Nine of them were chosen to represent 26 of the 27 groups.
General Motors' Chicago dealers oppose the automaker's push to merge their local dealer marketing groups into regional organizations.
By creating regional groups, GM's goal is to spend more money on local advertising and less on administration.
At the same time, GM wants local advertising to mirror its national brand advertising. GM said it will accomplish this by restricting regional accounts to a small pool of ad agencies.
But in the Chicago area, GM dealers said they fear that their advertising needs will become secondary in regional marketing groups. The dealers also say that some of the dollars they contribute for local advertising will be spent in other parts of their regions.
Those were among the concerns they expressed in a Nov. 25 letter to Ron Zarrella, GM's vice president of marketing. Chicago's GM dealers said they believe the changes proposed by GM will harm their marketing and sales efforts. The presidents of the Chicagoland Buick, Chevrolet, GMC, Oldsmobile, and Pontiac dealer associations wrote Zarrella and requested a meeting.
Chicago's five associations, which represent 269 dealers, have these concerns:
Advertising funds would be unevenly distributed within the region.
Local advertising needs would become secondary to regional goals.
Regional advertising would ignore local market trends.
Casey Wickstrom, president of the Chicago Chevrolet Dealers Association, said Zarrella answered the group's letter.
Wickstrom, principal of Wickstrom Chevrolet in Roselle, Ill., declined to give details of Zarrella's response, adding, 'We're going to be able to come up with something that is good for both sides.'
There are a lot of dollars at stake. In 1996, GM's Chicago dealer groups, excluding Saturn, spent $20.6 million, according to Competitive Media Reporting. The New York City-based advertising research group also said dealer associations industrywide spent $1.5 billion on advertising last year, and Chevrolet's dealer groups spent $157.5 million on advertising last year.
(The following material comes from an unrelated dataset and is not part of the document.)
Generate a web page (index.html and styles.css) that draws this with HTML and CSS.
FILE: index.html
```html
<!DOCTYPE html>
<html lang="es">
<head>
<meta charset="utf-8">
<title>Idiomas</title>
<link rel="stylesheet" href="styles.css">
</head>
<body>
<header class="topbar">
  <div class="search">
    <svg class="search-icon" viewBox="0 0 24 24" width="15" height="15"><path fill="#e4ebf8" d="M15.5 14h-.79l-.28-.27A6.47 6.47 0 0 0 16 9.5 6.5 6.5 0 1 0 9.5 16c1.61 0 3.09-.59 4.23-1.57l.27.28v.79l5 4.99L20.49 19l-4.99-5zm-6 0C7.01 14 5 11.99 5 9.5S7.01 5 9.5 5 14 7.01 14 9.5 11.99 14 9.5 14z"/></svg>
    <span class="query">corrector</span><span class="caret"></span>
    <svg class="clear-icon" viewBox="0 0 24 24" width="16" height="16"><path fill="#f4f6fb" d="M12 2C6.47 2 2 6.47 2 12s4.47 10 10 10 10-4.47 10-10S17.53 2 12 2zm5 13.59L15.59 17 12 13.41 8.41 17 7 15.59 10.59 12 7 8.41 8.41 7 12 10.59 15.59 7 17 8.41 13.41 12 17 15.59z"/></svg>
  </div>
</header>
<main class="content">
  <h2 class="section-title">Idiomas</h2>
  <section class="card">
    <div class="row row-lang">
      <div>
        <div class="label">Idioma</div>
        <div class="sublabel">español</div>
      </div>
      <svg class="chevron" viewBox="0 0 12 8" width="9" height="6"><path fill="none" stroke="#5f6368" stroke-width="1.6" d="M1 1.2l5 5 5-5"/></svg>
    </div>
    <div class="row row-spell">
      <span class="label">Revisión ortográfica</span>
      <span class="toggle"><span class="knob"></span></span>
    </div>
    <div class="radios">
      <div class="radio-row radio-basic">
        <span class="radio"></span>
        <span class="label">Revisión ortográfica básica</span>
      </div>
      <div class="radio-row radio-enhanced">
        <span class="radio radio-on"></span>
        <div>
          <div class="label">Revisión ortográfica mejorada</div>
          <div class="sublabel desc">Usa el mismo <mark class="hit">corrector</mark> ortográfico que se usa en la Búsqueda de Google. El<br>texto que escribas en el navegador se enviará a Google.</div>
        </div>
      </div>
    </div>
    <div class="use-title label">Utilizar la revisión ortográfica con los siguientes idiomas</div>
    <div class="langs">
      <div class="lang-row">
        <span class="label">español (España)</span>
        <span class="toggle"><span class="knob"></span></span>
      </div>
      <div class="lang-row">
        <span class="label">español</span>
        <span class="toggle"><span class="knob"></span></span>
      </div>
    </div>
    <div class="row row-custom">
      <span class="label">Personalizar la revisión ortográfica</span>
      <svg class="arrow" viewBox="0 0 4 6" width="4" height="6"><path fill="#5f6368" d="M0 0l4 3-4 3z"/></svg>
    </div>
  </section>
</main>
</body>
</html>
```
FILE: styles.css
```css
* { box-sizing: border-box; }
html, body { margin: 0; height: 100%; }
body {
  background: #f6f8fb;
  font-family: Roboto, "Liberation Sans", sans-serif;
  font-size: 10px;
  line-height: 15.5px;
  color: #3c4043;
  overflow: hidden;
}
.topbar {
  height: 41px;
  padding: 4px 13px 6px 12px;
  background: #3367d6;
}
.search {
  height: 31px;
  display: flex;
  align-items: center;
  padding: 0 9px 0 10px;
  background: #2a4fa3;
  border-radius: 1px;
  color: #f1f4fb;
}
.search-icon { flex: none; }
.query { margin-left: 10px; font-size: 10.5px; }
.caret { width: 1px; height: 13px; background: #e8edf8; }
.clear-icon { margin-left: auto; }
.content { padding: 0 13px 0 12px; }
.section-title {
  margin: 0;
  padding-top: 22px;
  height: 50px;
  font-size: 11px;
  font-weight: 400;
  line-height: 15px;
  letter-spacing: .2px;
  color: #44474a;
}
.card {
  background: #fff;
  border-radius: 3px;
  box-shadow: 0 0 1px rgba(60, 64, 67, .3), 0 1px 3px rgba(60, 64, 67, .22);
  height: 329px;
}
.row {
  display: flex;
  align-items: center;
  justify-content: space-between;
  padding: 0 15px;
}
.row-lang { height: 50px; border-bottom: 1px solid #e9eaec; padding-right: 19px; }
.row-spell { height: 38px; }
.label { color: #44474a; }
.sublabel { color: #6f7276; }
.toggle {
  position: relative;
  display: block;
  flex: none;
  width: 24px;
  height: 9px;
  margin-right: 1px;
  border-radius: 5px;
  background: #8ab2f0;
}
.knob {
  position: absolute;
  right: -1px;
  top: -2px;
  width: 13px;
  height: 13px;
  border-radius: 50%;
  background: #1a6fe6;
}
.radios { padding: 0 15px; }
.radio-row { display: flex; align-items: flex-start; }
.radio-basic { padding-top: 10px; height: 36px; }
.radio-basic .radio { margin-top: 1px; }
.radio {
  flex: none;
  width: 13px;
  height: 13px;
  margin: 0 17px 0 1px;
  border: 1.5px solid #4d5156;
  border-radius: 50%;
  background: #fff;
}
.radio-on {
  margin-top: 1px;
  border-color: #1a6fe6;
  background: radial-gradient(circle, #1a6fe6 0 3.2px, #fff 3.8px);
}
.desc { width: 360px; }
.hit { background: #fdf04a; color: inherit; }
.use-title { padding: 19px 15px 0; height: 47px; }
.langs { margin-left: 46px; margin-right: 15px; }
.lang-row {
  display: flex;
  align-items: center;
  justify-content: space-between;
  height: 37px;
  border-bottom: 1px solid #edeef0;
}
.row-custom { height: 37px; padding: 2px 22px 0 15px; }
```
A look at Chevrolet shows how ad agencies are losing business through the dealer group consolidations.
When Chevrolet combined 206 local dealer marketing groups into 27 area marketing groups, it cut the number of ad agencies used from 79 to a pool of 13 from which the area marketing groups could select.
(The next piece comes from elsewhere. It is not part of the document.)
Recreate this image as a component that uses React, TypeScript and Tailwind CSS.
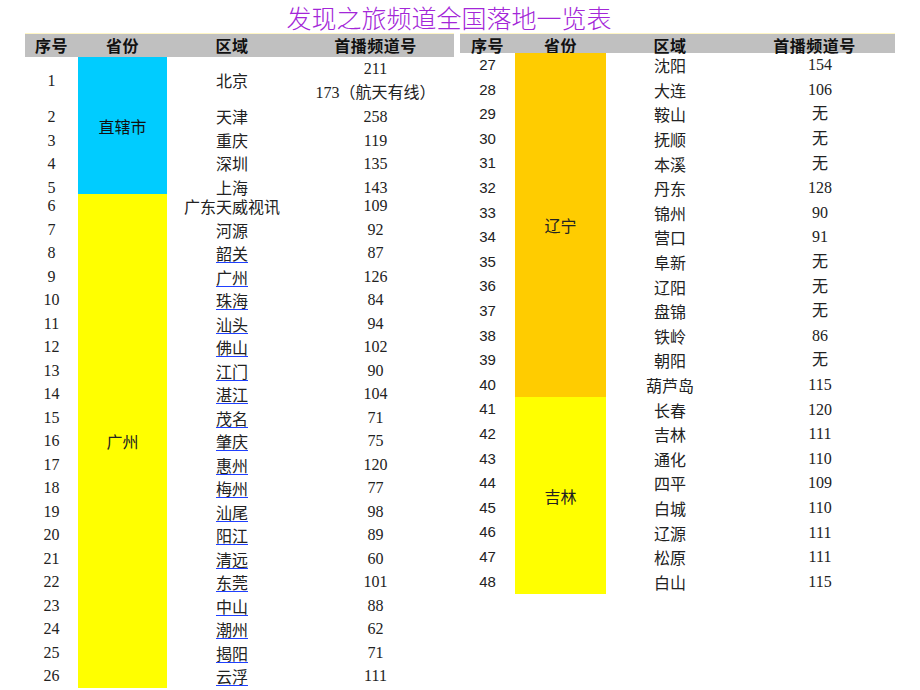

So far, 20 of the 26 officially formed area marketing groups have contracted with just four agencies.
Ron Daniels, Chevrolet's regional marketing service manager, said he saved the most difficult area marketing group - Chicago - for last. During the week of May 5, Daniels said negotiations were in the early stage.
'The main thing we have to do is sit down and make sure we both understand where the other one is coming from,' he said.
Under the old formula, Chevrolet matched the funds dealer groups contributed for local advertising. In the new system, advertising dollars are still matched by Chevrolet, but they can be allocated throughout the region regardless of the amount of local contributions.
Even dealers who support the regional marketing groups have some gripes. Robert Peltier, principal of Peltier Pontiac-Nissan in Tyler, Texas, said he thinks Pontiac's area marketing philosophy will yield high-quality ads at the local level.
But, he added, 'They (Pontiac officials) do have the purse strings now, and if you want to push Grand Ams in your market and Pontiac wants to push a different product, they're going to win. And they're going to push what they have the most of.'
Pontiac declined to comment on the issue.
Chrysler Corp. switched to centralized regional dealer groups in 1992. Ralph Martinez, principal of Chrysler-Plymouth-Jeep-Eagle, Lincoln-Mercury, Mitsubishi and Oldsmobile stores in Portland, Ore., said under the new system a board of directors picks what it wants to run from the ads Chrysler offers.
'But when you're on fire and you're selling cars like crazy and they're (Chrysler) running their spots, you don't even care what they're running,' Martinez said.